Pertama, harus dibedakan antara peradilan anak dengan pengadilan anak. Peradilan anak adalah sebuah sistem peradilan untuk anak yang terintegrasi mulai dari kepolisian, kejaksaan, pengadilan, bantuan hukum dan pelayanan lainnya, hingga pemasyarakatan. Tetapi pengadilan anak adalah proses yang lebih terfokus pada jalannya sidang anak atau pada tahap pengadilan. Indonesia hanya memiliki aturan mengenai pengadilan anak, yaitu di dalam Undang-undang no 3 tahun 1997 tentang Pengadilan Anak (UU Pengadilan Anak). Meskipun di dalamnya juga mengatur mengenai proses pra-pengadilan khusus untuk anak, tetapi hanya menyentuh persoalan acaranya saja, seperti batas masa tahanan, tata cara sidang anak, jenis-jenis hukuman dll.
Hukum kita belum membatasi jenis tindak pidana apa saja yang dapat didakwaan pada anak. Inilah salah satu kelemahan hukum kita yang belum melindungi anak. Pada dasarnya saat ini, anak dapat dipidana untuk semua jenis pelanggaran hukum yang diatur oleh KUHP. Yang dibedakan hanya masa tahanan dan masa hukuman yang dapat dikenakan. Bahkan usia minimum pertanggungjawaban kriminal di negara kita adalah 8 tahun. Berarti, anak kelas 2 SD bisa dikenai sanksi pidana.

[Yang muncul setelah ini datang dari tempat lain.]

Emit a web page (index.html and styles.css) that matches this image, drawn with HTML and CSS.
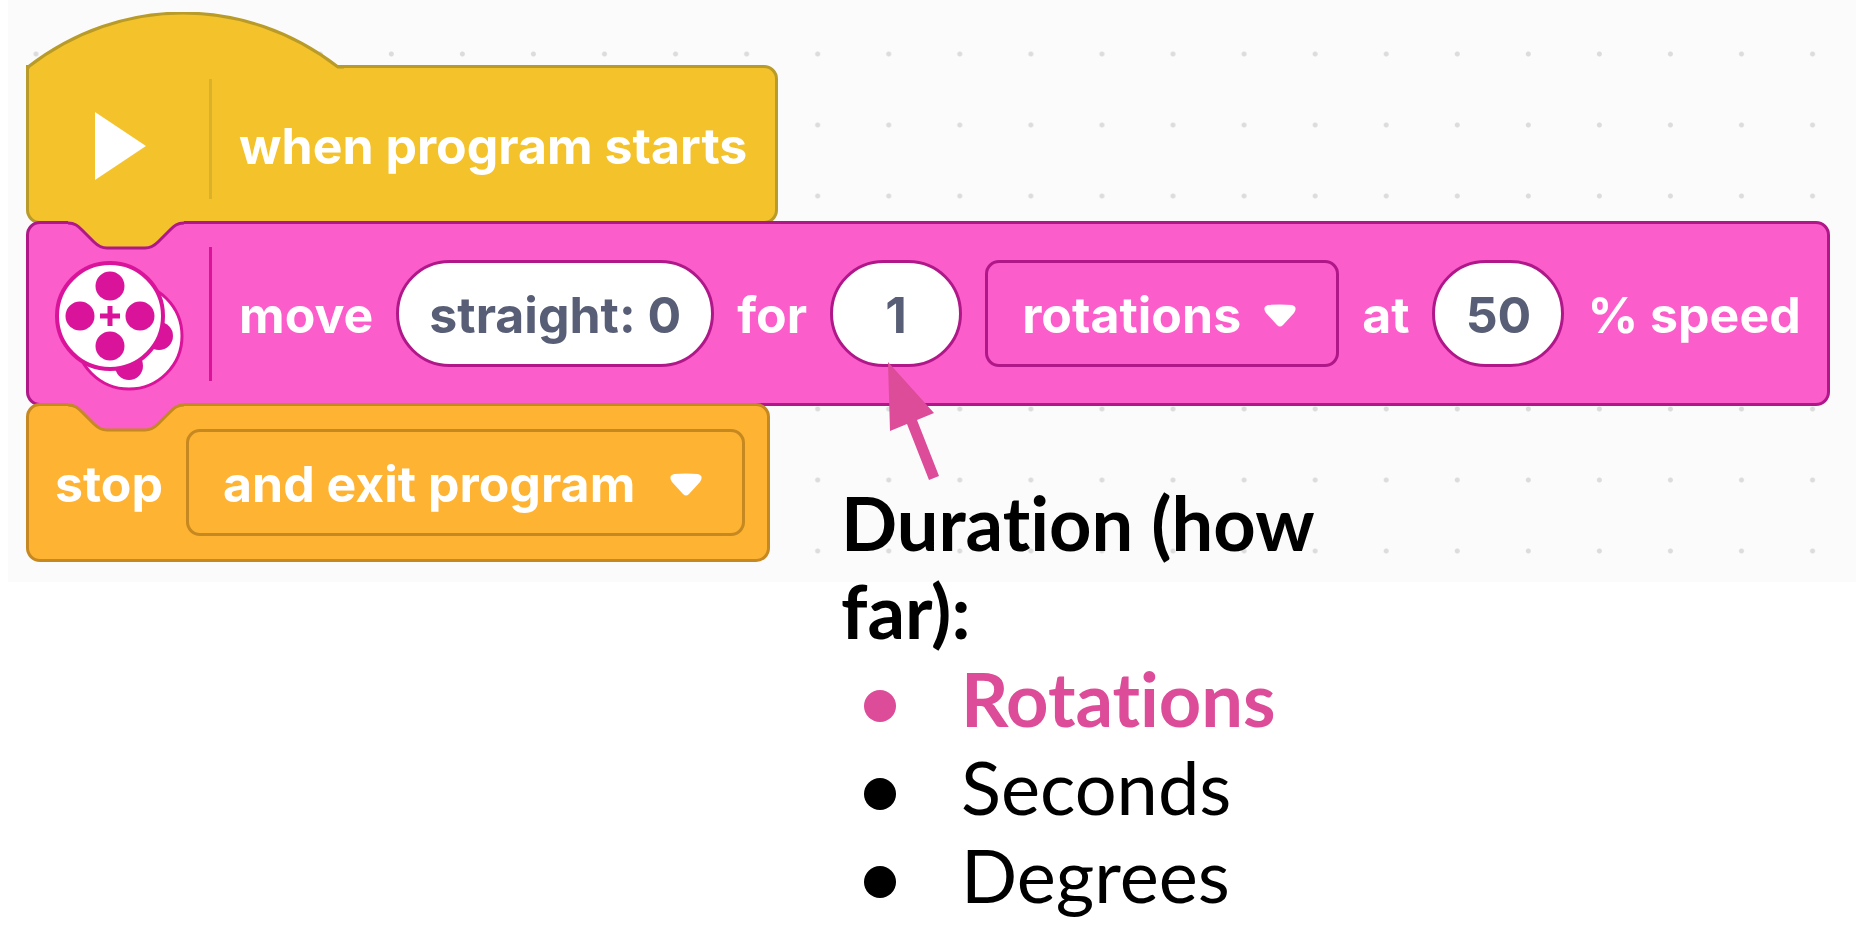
FILE: index.html
```html
<!DOCTYPE html>
<html lang="en">
<head>
    <meta charset="UTF-8">
    <meta name="viewport" content="width=device-width, initial-scale=1.0">
    <title>Move for a duration</title>
    <link rel="stylesheet" href="styles.css">
</head>
<body>
    <main class="slide">
        <section class="canvas">
            <svg class="hat" viewBox="0 0 318 57" aria-hidden="true">
                <path class="hat-fill" d="M2 57V55C95 -17 219 -17 312 55L314 57Z"/>
                <path class="hat-line" d="M2 57V55C95 -17 219 -17 312 55H318"/>
            </svg>
            <div class="block block-start">
                <svg class="play" viewBox="0 0 52 70" aria-hidden="true">
                    <path d="M0 1L51 35L0 69Z"/>
                </svg>
                <span class="divider"></span>
                <span>when program starts</span>
            </div>

            <div class="block block-move">
                <svg class="notch" viewBox="0 0 120 30" aria-hidden="true">
                    <path class="notch-fill" d="M2 0V2c7 0 10 3 14 7l12 12c4 4 7 6 13 6h38c6 0 9 -2 13 -6l12 -12c4 -4 7 -7 14 -7V0Z"/>
                    <path class="notch-line" d="M2 2c7 0 10 3 14 7l12 12c4 4 7 6 13 6h38c6 0 9 -2 13 -6l12 -12c4 -4 7 -7 14 -7"/>
                </svg>
                <svg class="wheels" viewBox="0 0 130 131" aria-hidden="true">
                    <circle class="wheel" cx="75" cy="76" r="53"/>
                    <circle class="hole" cx="75" cy="106" r="14"/>
                    <circle class="hole" cx="105" cy="76" r="14"/>
                    <circle class="wheel wheel-front" cx="56" cy="56" r="53"/>
                    <circle class="hole" cx="56" cy="26" r="14.5"/>
                    <circle class="hole" cx="56" cy="86" r="14.5"/>
                    <circle class="hole" cx="26" cy="56" r="14.5"/>
                    <circle class="hole" cx="86" cy="56" r="14.5"/>
                    <path class="plus" d="M46 56H66M56 46V66"/>
                </svg>
                <span class="divider"></span>
                <label for="direction">move</label>
                <input class="pill pill-wide" id="direction" type="text" value="straight: 0">
                <label for="amount">for</label>
                <input class="pill" id="amount" type="text" value="1">
                <div class="picker">
                    <select id="unit" aria-label="Unit">
                        <option>rotations</option>
                        <option>seconds</option>
                        <option>degrees</option>
                    </select>
                    <svg class="caret" viewBox="0 0 34 24" aria-hidden="true">
                        <path d="M5 1Q17 0 29 1Q35 3 31 9L20 21Q17 24 14 21L3 9Q-1 3 5 1Z"/>
                    </svg>
                </div>
                <label for="speed">at</label>
                <input class="pill" id="speed" type="text" value="50">
                <label for="speed">% speed</label>
            </div>

            <div class="block block-stop">
                <svg class="notch" viewBox="0 0 120 30" aria-hidden="true">
                    <path class="notch-fill" d="M2 0V2c7 0 10 3 14 7l12 12c4 4 7 6 13 6h38c6 0 9 -2 13 -6l12 -12c4 -4 7 -7 14 -7V0Z"/>
                    <path class="notch-line" d="M2 2c7 0 10 3 14 7l12 12c4 4 7 6 13 6h38c6 0 9 -2 13 -6l12 -12c4 -4 7 -7 14 -7"/>
                </svg>
                <label for="ending">stop</label>
                <div class="picker picker-wide">
                    <select id="ending">
                        <option>and exit program</option>
                    </select>
                    <svg class="caret" viewBox="0 0 34 24" aria-hidden="true">
                        <path d="M5 1Q17 0 29 1Q35 3 31 9L20 21Q17 24 14 21L3 9Q-1 3 5 1Z"/>
                    </svg>
                </div>
            </div>
        </section>

        <section class="callout">
            <svg class="arrow" viewBox="0 0 52 120" aria-hidden="true">
                <path d="M0 0L46 51L29 58L51 114L41 118L19 62L2 69Z"/>
            </svg>
            <h1>Duration (how far):</h1>
            <ul>
                <li class="current">Rotations</li>
                <li>Seconds</li>
                <li>Degrees</li>
            </ul>
        </section>
    </main>
</body>
</html>
```
FILE: styles.css
```css
* {
    box-sizing: border-box;
}

body {
    margin: 0;
    background: #fff;
    overflow-x: hidden;
}

/* dotted workspace */
.canvas {
    margin-left: 8px;
    padding: 12px 0 20px 18px;
    background-color: #fbfbfb;
    background-image: radial-gradient(circle at 28px 54px, #dcdcdc 2px, transparent 3px);
    background-size: 71px 71px;
    background-repeat: round repeat;
    font-family: Inter, "Liberation Sans", sans-serif;
    font-size: 50px;
    font-weight: 700;
    line-height: 60px;
    color: #fff;
}

.block {
    --line: #b89b28;
    --fill: #f4c22b;
    --above: #f4c22b;
    position: relative;
    display: flex;
    align-items: center;
    width: max-content;
    border: 3px solid var(--line);
    border-radius: 14px;
    background: var(--fill);
    white-space: nowrap;
}

.block-start {
    height: 159px;
    padding: 3px 28px 0 66px;
    border-top-left-radius: 0;
}

.block-move {
    --line: #b0188a;
    --fill: #fb5dcb;
    height: 185px;
    margin-top: -3px;
    padding: 0 26px 0 25px;
    gap: 23px;
}

.block-stop {
    --line: #c68820;
    --fill: #feb332;
    --above: #fb5dcb;
    height: 159px;
    margin-top: -3px;
    padding: 0 22px 0 26px;
    gap: 23px;
}

.block label {
    padding-top: 3px;
}

.hat {
    position: relative;
    z-index: 1;
    display: block;
    width: 318px;
    height: 57px;
    margin-bottom: -4px;
}

.hat-fill {
    fill: #f4c22b;
}

.hat-line {
    fill: none;
    stroke: #b89b28;
    stroke-width: 3;
}

.notch {
    position: absolute;
    top: -3px;
    left: 37px;
    width: 120px;
    height: 30px;
}

.notch-fill {
    fill: var(--above);
}

.notch-line {
    fill: none;
    stroke: var(--line);
    stroke-width: 3;
}

.play {
    width: 52px;
    height: 70px;
    fill: #fff;
}

.divider {
    width: 3px;
    height: 120px;
    margin: 0 27px 14px 62px;
    background: #dbb02a;
}

.block-move .divider {
    height: 134px;
    margin: 0 4px 0 2px;
    background: #d9149a;
}

.wheels {
    width: 130px;
    height: 131px;
    margin-top: 24px;
}

.wheel {
    fill: #fff;
    stroke: #d9149a;
    stroke-width: 3;
}

.wheel-front {
    stroke-width: 4;
}

.hole {
    fill: #d9149a;
}

.plus {
    stroke: #d9149a;
    stroke-width: 5;
}

.pill,
.picker select {
    display: block;
    height: 107px;
    margin: 0;
    border: 3px solid var(--line);
    font: inherit;
}

.pill {
    width: 132px;
    padding: 3px 0 0;
    border-radius: 54px;
    background: #fff;
    color: #575e75;
    text-align: center;
}

.pill-wide {
    width: 318px;
}

.picker {
    position: relative;
}

.picker select {
    appearance: none;
    width: 354px;
    padding: 3px 34px 0;
    border-radius: 14px;
    background: transparent;
    color: #fff;
}

.picker-wide select {
    width: 559px;
}

.picker option {
    color: #575e75;
}

.caret {
    position: absolute;
    top: 44px;
    right: 42px;
    width: 34px;
    height: 24px;
    fill: #fff;
    pointer-events: none;
}

/* note under the move block */
.callout {
    position: relative;
    width: 500px;
    margin: -103px 0 0 841px;
    font-family: Lato, sans-serif;
    font-size: 74px;
    font-variant-ligatures: none;
    line-height: 88px;
    color: #000;
}

.arrow {
    position: absolute;
    top: -117px;
    left: 47px;
    width: 52px;
    height: 120px;
    fill: #dd4c98;
}

.callout h1 {
    margin: 0;
    font-size: inherit;
    font-weight: 700;
}

.callout ul {
    margin: 0;
    padding: 0 0 0 23px;
    list-style: none;
}

.callout li {
    display: flex;
    align-items: center;
    gap: 65px;
}

.callout li::before {
    content: "";
    width: 32px;
    height: 32px;
    margin-top: 13px;
    border-radius: 50%;
    background: currentColor;
}

.callout .current {
    color: #dd4c98;
    font-weight: 700;
}
```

Idealnya untuk anak, penahanan dan pemenjaraan harus menjadi upaya yang paling akhir dan kalaupun terpaksa dilakukan harus untuk masa yang paling singkat. Hal ini sudah diatur di dalam Undang-undang no 23 tahun 2002 tentang Perlindungan Anak pada pasal 16 butir c. Berdasarkan hal itu pula, saat ini tengah dilakukan upaya revisi UU Pengadilan Anak menjadi undang-undang yang lebih komprehensif mengatur mengenai pra-ajudikasi, ajudikasi dan pasca ajudikasi untuk anak. Proses peradilan tidak pernah berdampak baik pada anak karena akan menimbulkan trauma, stigmatisasi dan resiko mengalami kekerasan dan eksploitasi. Oleh karena itu, bagi anak, diversi atau pengalihan dari sistem peradilan formal kepada mekanisme penanganan berbasis keluarga dan masyarakat adalah langkah yang terbaik.